YuJa Partner Organization, Canterbury Christ Church University: Why should academics trust “lecture capture” to enhance teaching?
When we introduce lecture capture into an institution there is always one key barrier to adoption; staff concern.
Until staff feel that their worries over lecture capture have been listened to, adoption rates will always be low, regardless of institutional policy.
Another large consideration must also be the model to which the technology is applied. Are you going for opt-in or opt-out? Are you recording video of the classroom or just audio and screen elements? Are you focusing purely on recording lectures, or are you expecting more blended teaching as a result?
This last question is probably the most overlooked – the focus is often heavily around “we must record lectures”, and this is a significant barrier for academics. While we know that capturing lectures can provide significant benefit to students, this is only a single usage case for this technology.
‘Other’ uses for lecture capture technology
There are many more applications to which it can be applied:
- Narrated screen recordings provide a great way to highlight information about software, web sites, documents and other resources
- You can review content that has generated multiple questions in- and out-of-class, recording summaries or re-visit the subject in more depth
- Set activities before and after class, and demonstrate key aspects that can be handled more effectively through video
- More widely, this technology can offer the opportunity to record content away from campus.

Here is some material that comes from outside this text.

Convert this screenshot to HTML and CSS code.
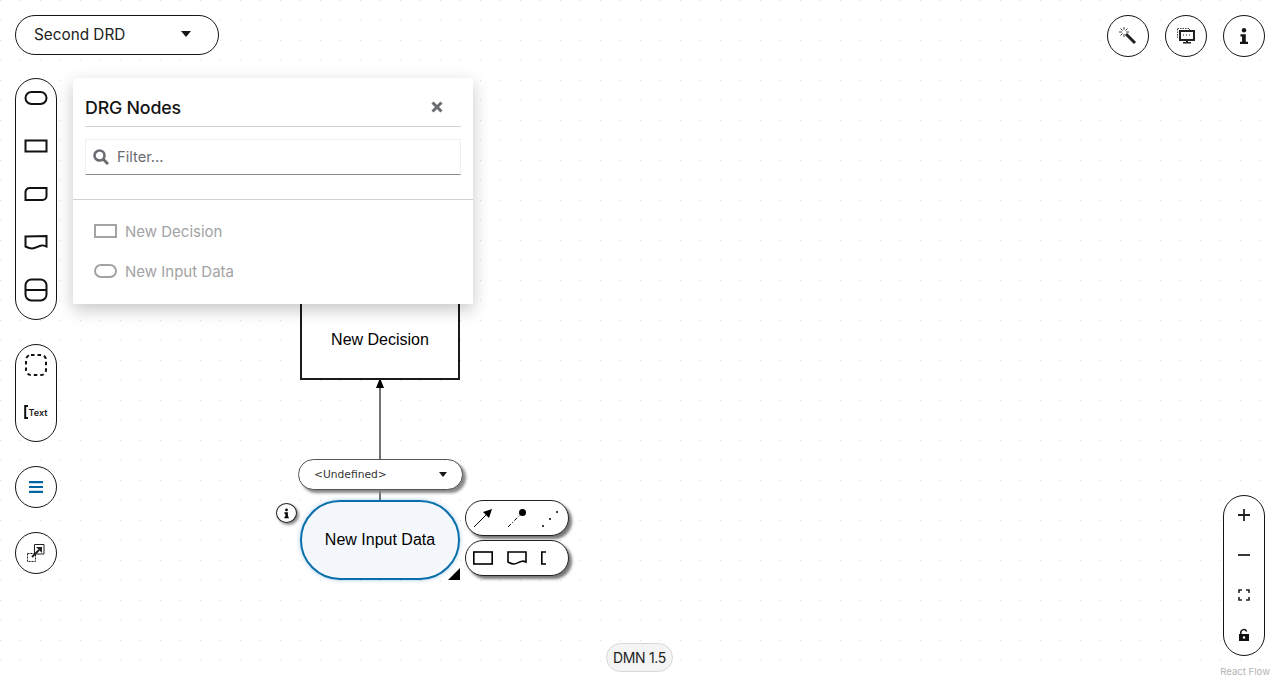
FILE: index.html
```html
<!DOCTYPE html>
<html lang="en">
<head>
    <meta charset="UTF-8">
    <title>DMN Editor</title>
    <link rel="stylesheet" href="styles.css">
</head>
<body>
<div class="canvas">
    <!-- edge between the two nodes -->
    <svg class="edge" width="1280" height="680">
        <path d="M380 500V386" stroke="#444" stroke-width="1.5" fill="none"/>
        <path d="M380 378l4 10h-8z" fill="#000"/>
    </svg>

    <div class="node decision-node">New Decision</div>

    <div class="type-select">
        <span>&lt;Undefined&gt;</span>
        <i class="caret caret-small"></i>
    </div>

    <div class="node input-node">New Input Data</div>
    <div class="resize-handle"></div>

    <div class="node-info">
        <svg width="12" height="14" viewBox="0 0 12 14"><circle cx="6" cy="2.2" r="1.8"/><path d="M3.2 5.4h4.600v5.800h1.200v2H3.200v-2h1.300V7.400H3.200z"/></svg>
    </div>

    <div class="node-tools">
        <div class="tool-row">
            <svg width="20" height="20" viewBox="0 0 20 20"><path d="M1 19L15 5" stroke="#000" fill="none"/><path d="M19 1l-3 9-6-6z"/></svg>
            <svg width="20" height="20" viewBox="0 0 20 20"><path d="M1 19l12-12" stroke="#000" stroke-dasharray="4 2 1 2" fill="none"/><circle cx="15.5" cy="4.5" r="3.5"/></svg>
            <svg width="20" height="20" viewBox="0 0 20 20"><circle cx="2" cy="18" r="1"/><circle cx="9" cy="11" r="1"/><circle cx="16" cy="4" r="1"/></svg>
        </div>
        <div class="tool-row">
            <svg width="20" height="14" viewBox="0 0 20 14"><rect x="0.800" y="1" width="18.400" height="12" stroke="#000" stroke-width="1.600" fill="none"/></svg>
            <svg width="20" height="14" viewBox="0 0 20 14"><path d="M1 1h18v10c-1.500-.6-3-1-4-.8C12 10.500 10 13 7 13 4.500 13 3 12 1 11z" stroke="#000" stroke-width="1.600" fill="none"/></svg>
            <svg width="10" height="14" viewBox="0 0 10 14"><path d="M5 1H0.800v12H5" stroke="#000" stroke-width="1.600" fill="none"/></svg>
        </div>
    </div>

    <div class="left-bar">
        <div class="drd-select">
            <span>Second DRD</span>
            <i class="caret"></i>
        </div>
        <div class="left-body">
            <div class="palette">
                <div class="pill pill-nodes">
                    <svg width="24" height="16" viewBox="0 0 24 16"><rect x="1.500" y="2" width="21" height="12" rx="6" class="shape"/></svg>
                    <svg width="24" height="16" viewBox="0 0 24 16"><rect x="1.500" y="2.500" width="21" height="11" class="shape"/></svg>
                    <svg width="24" height="16" viewBox="0 0 24 16"><path d="M5.500 2h17v8a4 4 0 0 1-4 4H1.500V6a4 4 0 0 1 4-4z" class="shape"/></svg>
                    <svg width="24" height="16" viewBox="0 0 24 16"><path d="M1.500 2.500l21-.5v10.500c-2-.8-3.500-1.500-5-1C14 12 12 14.500 8 14.500c-2.500 0-4.500-1-6.500-2z" class="shape"/></svg>
                    <svg width="24" height="24" viewBox="0 0 24 24"><rect x="1.500" y="1.500" width="21" height="21" rx="6" class="shape"/><path d="M1.500 12h21" class="shape"/></svg>
                </div>
                <div class="pill pill-extras">
                    <svg width="24" height="24" viewBox="0 0 24 24"><rect x="2" y="2" width="20" height="20" rx="5" class="shape" stroke-dasharray="3.500 3"/></svg>
                    <div class="text-tool"><svg width="5" height="14" viewBox="0 0 5 14"><path d="M4 1H1.200v12H4" class="shape"/></svg><span>Text</span></div>
                </div>
                <div class="pill pill-round pill-blue">
                    <svg width="14" height="12" viewBox="0 0 14 12"><path d="M0 0h14v2.200H0zM0 4.900h14v2.200H0zM0 9.800h14V12H0z"/></svg>
                </div>
                <div class="pill pill-round">
                    <svg width="18" height="18" viewBox="0 0 18 18"><rect x="0.500" y="9.500" width="8" height="8" stroke="#222" stroke-dasharray="2 1" fill="none"/><path d="M7.500 0.500h9.500v9.500H7.500z" stroke="#222" fill="#fff"/><path d="M5 13l7-7" stroke="#222" stroke-width="2"/><path d="M15 3v6l-6-6z" fill="#222"/></svg>
                </div>
            </div>

            <div class="drg-panel">
                <div class="panel-head">
                    <h2>DRG Nodes</h2>
                    <svg class="panel-close" width="12" height="12" viewBox="0 0 12 12"><path d="M1.500 1.500l9 9M10.500 1.500l-9 9" stroke="#6a6e73" stroke-width="3" fill="none"/></svg>
                </div>
                <div class="panel-filter">
                    <svg width="16" height="16" viewBox="0 0 16 16"><circle cx="6.500" cy="6.500" r="5" stroke="#6a6e73" stroke-width="2.600" fill="none"/><path d="M10.300 10.300l4.700 4.700" stroke="#6a6e73" stroke-width="3" fill="none"/></svg>
                    <span>Filter...</span>
                </div>
                <div class="panel-list">
                    <div class="panel-item">
                        <svg width="23" height="14" viewBox="0 0 23 14"><rect x="1" y="1" width="21" height="12" stroke="#a3a3a3" stroke-width="2" fill="none"/></svg>
                        <span>New Decision</span>
                    </div>
                    <div class="panel-item">
                        <svg width="23" height="14" viewBox="0 0 23 14"><rect x="1" y="1" width="21" height="12" rx="6" stroke="#a3a3a3" stroke-width="2" fill="none"/></svg>
                        <span>New Input Data</span>
                    </div>
                </div>
            </div>
        </div>
    </div>

    <div class="top-actions">
        <div class="pill pill-round">
            <svg width="18" height="18" viewBox="0 0 18 18"><path d="M7 7l9 9" stroke="#222" stroke-width="3"/><path d="M5 0v3M5 7v3M0 5h3M7 5h3M1.500 1.500l2 2M8.500 1.500l-2 2M1.500 8.500l2-2" stroke="#444" stroke-width="1" fill="none"/></svg>
        </div>
        <div class="pill pill-round">
            <svg width="18" height="16" viewBox="0 0 18 16"><rect x="0.500" y="0.500" width="12" height="9" stroke="#444" stroke-dasharray="1.500 1" fill="none"/><rect x="3" y="3" width="14" height="9" fill="#fff" stroke="#222" stroke-width="2"/><path d="M6 7h1M9 7h1M12 7h1" stroke="#222"/><path d="M9 12h2v2h3v1.500H6V14h3z" fill="#222"/></svg>
        </div>
        <div class="pill pill-round">
            <svg width="8" height="18" viewBox="0 0 9 18"><circle cx="4.500" cy="2.500" r="2.500" fill="#151515"/><path d="M0.500 7h6v8.500H9V18H0v-2.500h2.300v-6H0.500z" fill="#151515"/></svg>
        </div>
    </div>

    <div class="zoom-controls pill">
        <svg width="14" height="14" viewBox="0 0 14 14"><path d="M7 1v12M1 7h12" stroke="#222" stroke-width="1.800"/></svg>
        <svg width="14" height="14" viewBox="0 0 14 14"><path d="M1 7h12" stroke="#222" stroke-width="1.800"/></svg>
        <svg width="14" height="14" viewBox="0 0 14 14"><path d="M2 5V2h3M9 2h3v3M12 9v3H9M5 12H2V9" stroke="#222" stroke-width="1.600" fill="none"/></svg>
        <svg width="14" height="14" viewBox="0 0 14 14"><path d="M3.800 6V4.500a3 3 0 0 1 5.800-1" stroke="#111" stroke-width="1.500" fill="none"/><path d="M2 6h10v7H2z" fill="#111"/><circle cx="7" cy="9.500" r="1.200" fill="#fff"/></svg>
    </div>

    <div class="dmn-version">DMN 1.5</div>
    <div class="attribution">React Flow</div>
</div>
</body>
</html>
```

FILE: styles.css
```css
* {
    box-sizing: border-box;
}

body {
    margin: 0;
    font-family: "Inter", "Liberation Sans", sans-serif;
    color: #151515;
    background-color: #fff;
    overflow: hidden;
}

.canvas {
    position: relative;
    width: 1280px;
    height: 680px;
    overflow: hidden;
    background-color: #fff;
    background-image: radial-gradient(circle at 0.5px 0.5px, #dcdcdc 0.8px, transparent 1px);
    background-size: 20px 20px;
    background-position: 0 0;
}

.edge {
    position: absolute;
    top: 0;
    left: 0;
}

/* nodes */
.node {
    position: absolute;
    width: 160px;
    height: 80px;
    display: flex;
    align-items: center;
    justify-content: center;
    font-family: "Liberation Sans", Arial, sans-serif;
    font-size: 16px;
    color: #000;
}

.decision-node {
    left: 300px;
    top: 300px;
    background: #fff;
    border: 2px solid #1a1a1a;
}

.input-node {
    left: 300px;
    top: 500px;
    background: #f4f8fc;
    border: 2px solid #0a6fa8;
    border-radius: 40px;
    box-shadow: 0 0 4px rgba(0, 102, 204, 0.35);
}

.resize-handle {
    position: absolute;
    left: 448px;
    top: 568px;
    width: 12px;
    height: 12px;
    background: #000;
    clip-path: polygon(100% 0, 100% 100%, 0 100%);
}

.type-select {
    position: absolute;
    left: 298px;
    top: 459px;
    width: 165px;
    height: 31px;
    padding: 0 15px 0 15px;
    display: flex;
    align-items: center;
    justify-content: space-between;
    background: #fff;
    border: 1px solid #555;
    border-radius: 16px;
    box-shadow: 3px 3px 3px #888;
    font-family: "DejaVu Sans", sans-serif;
    font-size: 10.7px;
    color: #333;
}

.node-info {
    position: absolute;
    left: 276px;
    top: 503px;
    width: 21px;
    height: 20px;
    display: flex;
    align-items: center;
    justify-content: center;
    background: #fff;
    border: 1px solid #222;
    border-radius: 50%;
    box-shadow: 2px 2px 3px #888;
}

.node-info svg {
    width: 9px;
    height: 11px;
}

.node-tools {
    position: absolute;
    left: 465px;
    top: 500px;
    display: flex;
    flex-direction: column;
    gap: 4px;
}

.tool-row {
    width: 104px;
    height: 36px;
    padding-left: 7px;
    display: flex;
    align-items: center;
    gap: 14px;
    background: #fff;
    border: 1px solid #222;
    border-radius: 18px;
    box-shadow: 3px 3px 3px #777;
}

/* left side overlay */
.left-bar {
    position: absolute;
    left: 15px;
    top: 15px;
    display: flex;
    flex-direction: column;
    gap: 23px;
}

.drd-select {
    width: 204px;
    height: 40px;
    padding: 0 27px 2px 18px;
    display: flex;
    align-items: center;
    justify-content: space-between;
    background: #fff;
    border: 1px solid #151515;
    border-radius: 20px;
    font-size: 15.3px;
    color: #222;
}

.caret {
    width: 0;
    height: 0;
    border-left: 5.5px solid transparent;
    border-right: 5.5px solid transparent;
    border-top: 6px solid #151515;
}

.caret-small {
    border-left-width: 4.5px;
    border-right-width: 4.5px;
    border-top-width: 5px;
}

.left-body {
    display: flex;
    align-items: flex-start;
    gap: 16px;
}

.palette {
    display: flex;
    flex-direction: column;
    gap: 24px;
}

.pill {
    display: flex;
    flex-direction: column;
    align-items: center;
    background: #fff;
    border: 1px solid #151515;
    border-radius: 21px;
    width: 42px;
}

.pill-nodes {
    height: 242px;
    padding-top: 11px;
    gap: 32px;
}

.pill-nodes svg:last-child {
    margin-top: -4px;
}

.pill-extras {
    height: 98px;
    padding-top: 8px;
    gap: 28px;
}

.pill-round {
    height: 42px;
    justify-content: center;
}

.pill-blue svg {
    fill: #0066a1;
}

.shape {
    fill: none;
    stroke: #111;
    stroke-width: 2;
}

.text-tool {
    display: flex;
    align-items: center;
    margin-left: -1px;
    font-size: 9px;
    font-weight: 600;
    color: #222;
}

/* DRG nodes panel */
.drg-panel {
    width: 400px;
    height: 226px;
    background: #fff;
    box-shadow: 0 6px 16px rgba(0, 0, 0, 0.22);
}

.panel-head {
    height: 49px;
    margin: 0 12px;
    padding: 10px 18px 0 0;
    display: flex;
    align-items: center;
    justify-content: space-between;
    border-bottom: 1px solid #d2d2d2;
}

.panel-head h2 {
    margin: 0;
    font-size: 17.8px;
    font-weight: 500;
    letter-spacing: -0.2px;
}

.panel-filter {
    height: 36px;
    margin: 12px 12px 0;
    padding-left: 7px;
    display: flex;
    align-items: center;
    gap: 8px;
    border: 1px solid #f0f0f0;
    border-bottom: 1px solid #8a8d90;
    font-size: 14.7px;
    color: #6a6e73;
}

.panel-list {
    margin-top: 24px;
    padding: 21px 21px 0;
    border-top: 1px solid #d2d2d2;
    display: flex;
    flex-direction: column;
    gap: 20px;
}

.panel-item {
    height: 20px;
    display: flex;
    align-items: center;
    gap: 8px;
    font-size: 15px;
    color: #a3a3a3;
}

/* top right */
.top-actions {
    position: absolute;
    top: 15px;
    right: 15px;
    display: flex;
    gap: 16px;
}

/* bottom right */
.zoom-controls {
    position: absolute;
    left: 1223px;
    top: 495px;
    height: 161px;
    padding-top: 12px;
    gap: 26px;
}

.dmn-version {
    position: absolute;
    left: 606px;
    top: 643px;
    width: 67px;
    height: 29px;
    display: flex;
    align-items: center;
    justify-content: center;
    background: #f4f4f4;
    border: 1px solid #d8d8d8;
    border-radius: 15px;
    font-size: 14px;
    letter-spacing: -0.3px;
    color: #222;
}

.attribution {
    position: absolute;
    right: 10px;
    bottom: 3px;
    font-size: 9.6px;
    color: #b4b4b4;
}
```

For example, conducting interviews with subject matter experts who can’t otherwise attend campus, such as the local MP, the Court of Appeal judge, the football coach or the SAS doctor. Or you could explore geographic-dependent topics such as building architecture, exploring the setup in the back of an ambulance or emergency room, or demonstrating the physical makeup of a volcano, river or forest. This can bring content to the students that they would never normally be able to access
“This technology can offer the opportunity to record content away from campus” (And we haven’t even covered what can be achieved when you give the students the option to record themselves…)
Yet we still refer to this type of service as “lecture capture”. This places this single usage case, seen as the most concerning to many academics, at the heart of the service, and immediately creates a larger hurdle for institutions to overcome by putting their core user group on the defensive.
Promoting the benefits of the technology
At Canterbury Christ Church University (CCCU) we’ve tried to approach the rollout slightly differently. Our YuJa-powered ReCap service (being rolled out this semester) is marketed as Digital Learning Capture, and we try hard in our conversations with staff to balance the lecture capture model with other usage models. Yes, the focus of our initial training is still around lecture capture specifically, but the conversations within those sessions highlight the opportunities that the technology presents beyond the physical classroom.
After the service has been in place for a first semester, which will be used as a “settling-in” period, we are adopting an opt-out model, but here too we’ve tried to put the academic at the centre of our thinking. The academic is the only person who can really understand the impact of recordings within their class, and therefore the only one who can make the decision on whether to opt-out.
Given the workload our academics have to undertake, it is important that we don’t add to this needlessly, so it is important to provide the academic with very simple processes that require minimal engagement when they are making these decisions.
Our approach has been to avoid creating central processes, but rather put the decision process in the hands of local academic leadership, either at the programme or school level. These decisions must be pedagogic in nature, and the academic should be at the heart of that process.
By acknowledging the academics’ concerns around “lecture capture”, placing the power firmly in their hands (while minimising an increase in their workload) and focusing the introduction of the technology on a wider aspect of “learning capture”, it is possible to alleviate staff concerns and help them to become comfortable with this sometimes controversial technology.
How has this affected take-up at CCCU? Ask me this time next year…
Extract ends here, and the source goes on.